I haven't yet been able to resolve this issue

[ted]

I don't think you have to do SaveState. I just uploaded

Code: Select all

https://www.neuron.yale.edu/ftp/ted/neuron/segmentedrun.zip

which contains hoc and python examples that include event-driven synaptic transmission. Try either one by executing
nrngui demo.hoc
or
python -i demo.py

[ajpc6d]

I've avoided hoc as much as I could thus far, so let me check that I understand what's happening between the .py and .ses files.

pyrig.ses recreates the h.IClamp() instance (which can also be created in Python), the RunControl window, and the h.Graph() object.

pysyndrive.ses creates the h.NetStim() and h.ExpSyn() objects. Again, these could alternatively be created in Python. Neither .ses file is necessary, strictly speaking.

h.tstop_changed() is the lynchpin of this alternative to SaveState, correct? I don't see this function documented anywhere, so I'm not entirely sure what it does -- apart, ostensibly, from changing h.tstop() to something.

[ted]

Sure, everything can be done entirely by writing code--hoc or Python or some combination of both--but NEURON's InterViews-based GUI provides many powerful tools for getting a lot done with little or no programming effort. And these tools give you immediate access to key parameters. Very useful for interactive development, debugging, and exploration of models. See Exploit NEURON's GUI tools viewtopic.php?t=178

And that's what I used the GUI tools for: to construct a simulation in which "endogenous" activity of a model cell is punctuated by synaptic events, and to use that as the basis for demonstrating how to execute a long simulation as a sequence of shorter runs.

h.tstop_changed() is the lynchpin of this alternative to SaveState, correct?

Not at all. Its purpose is purely cosmetic. All it does is ensure that Graphs that are updated during each fadvance (i.e. graphs that have been appended to the run time system's graphList[0]--that's h.graphList[0] to you) will have an abscissa (x axis) that runs from 0 to tstop (that's h.tstop to you).

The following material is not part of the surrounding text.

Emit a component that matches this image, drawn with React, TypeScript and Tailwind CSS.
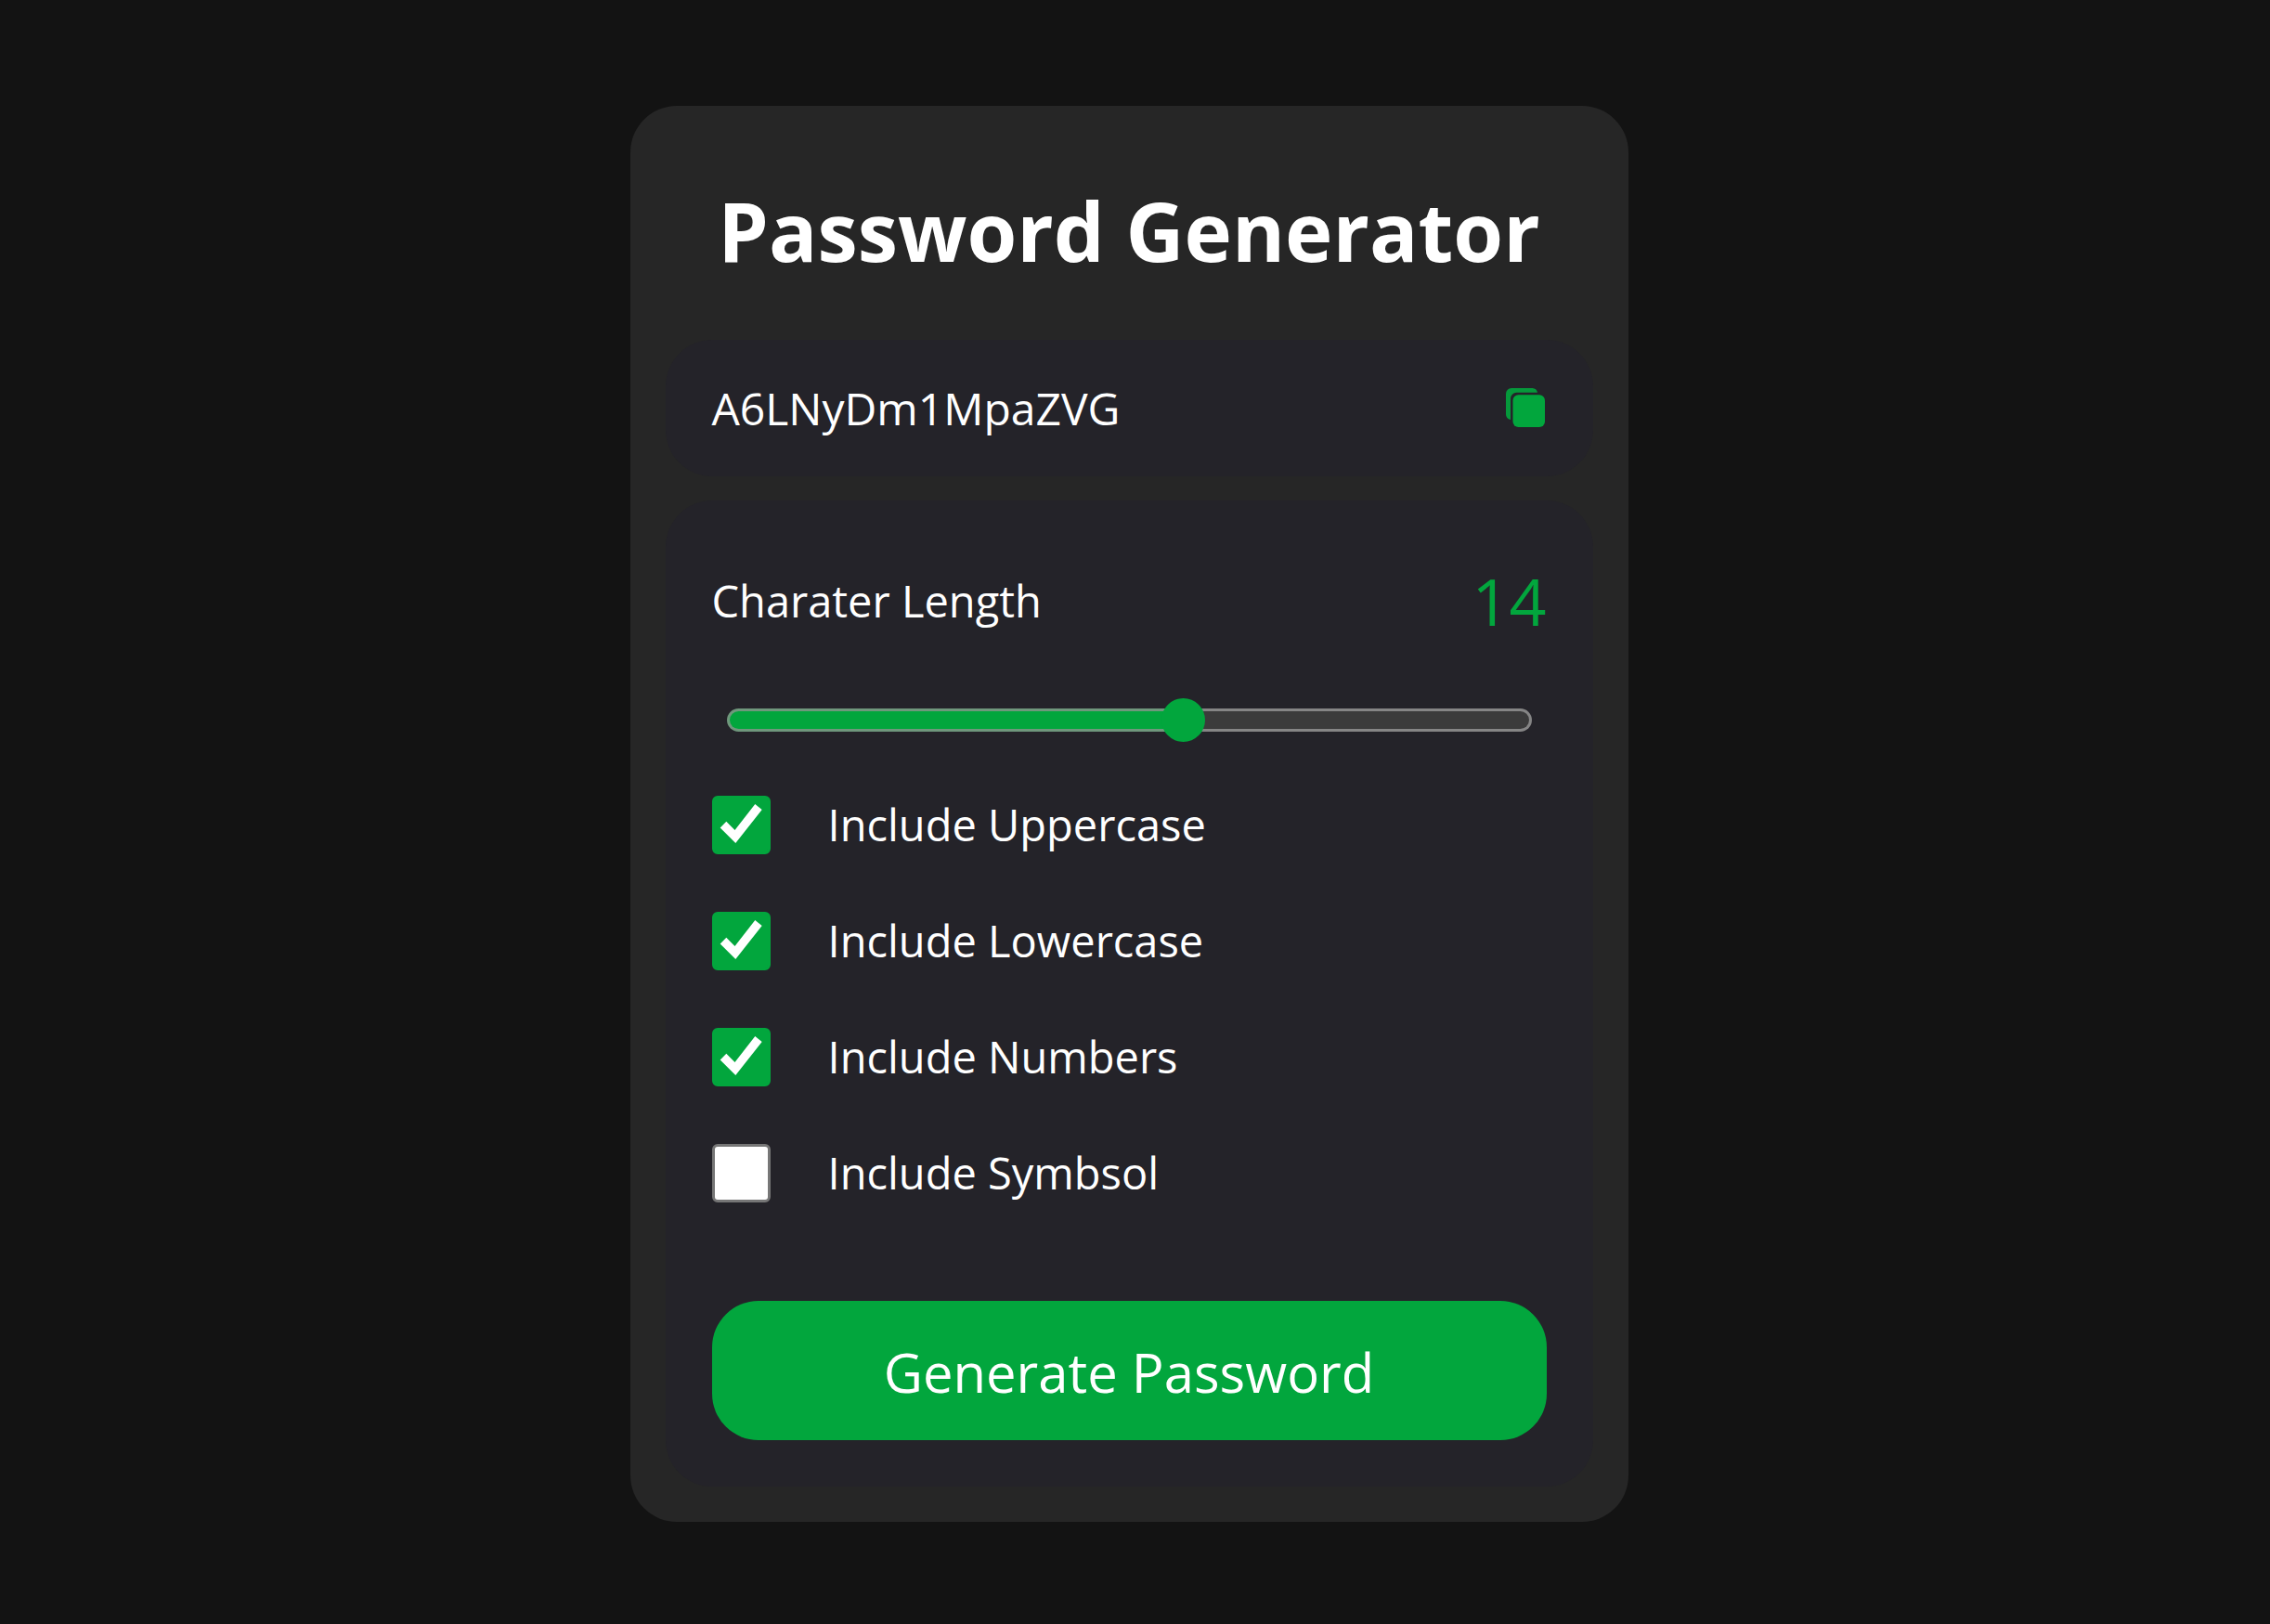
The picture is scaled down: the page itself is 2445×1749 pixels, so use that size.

No, the key to this whole thing is that SaveState turns out to be unnecessary for running long simulations. Unless you intend to terminate a simulation now, then return to it later and expect to pick up where you left off.

[ajpc6d]

I think I need help understanding the relationship of h.run(), h.continuerun(), and h.tstop. Below is a snippet of your code containing calls for all three.

Code: Select all

def erun():
  # prepdatastores()
  h.tstop = EPOCHDUR
  h.tstop_changed() 
  myinit() # model-specific initialization
  for ii in range(NUM):
    h.continuerun(h.t + EPOCHDUR)
    housekeeping() # stuff to do at end of each epoch

erun()

## vstore, tstore contain the concatenated epoch data

##### test by comparing with results of a single run of NUM*EPOCHDUR ms

h.tstop = NUM*EPOCHDUR
h.tstop_changed()
h.run()

At the end of the code, h.tstop is set to a numerical value, and then h.run() is called with no arguments. From this, I gather that setting h.tstop enacts some internal change in NEURON.
But in the erun() function, h.tstop is set to EPOCHDUR, and h.continuerun() is initialized with the argument of "h.t + EPOCHDUR", which ostensibly will sum to a different value with each iteration. So h.continuerun() requires an input parameter, suggesting that setting h.tstop enacts a necessary but insufficient internal change in NEURON.
Presumably h.run() and h.continuerun() are doing very different things under the hood. But how do I know which to use in a particular case? Or more concretely, why are they used in the way they are in this example?

[ted]

Good questions.

tstop and continuerun are part of NEURON's standard run system, much of which is implemented in hoc. You'll find the hoc component of the standard run system in a file called stdrun.hoc. You can learn a lot by finding and browsing through stdrun.hoc (hints: use your OS's file search to find it; the path to it will include
share/nrn/lib/hoc
).

In particular, you can begin to guess the answers to some of your own questions.

For example, search stdrun.hoc for
proc run
Notice that run() calls stdinit(). So find
proc stdinit
and discover what it calls. It will be illuminating to make a "call table" for proc run(), i.e. an indented outline of the procedures and functions that run() calls.

< SPOILER ALERT >
proc run() initializes a model (and sets t to 0) and then executes a simulation that ends when t >= tstop.
proc continuerun(foo) executes a simulation without setting t to 0 or initializing the model, and stops when t >= foo

So what do you think the for loop in erun() does? If you're not sure, print the value of h.t right after the continuerun call, and see what happens when you call erun().

how do I know . . . why are they used . . .

That's what experience, judgement, and learning to think your way through an algorithm are about. The latter is akin to mathematical induction.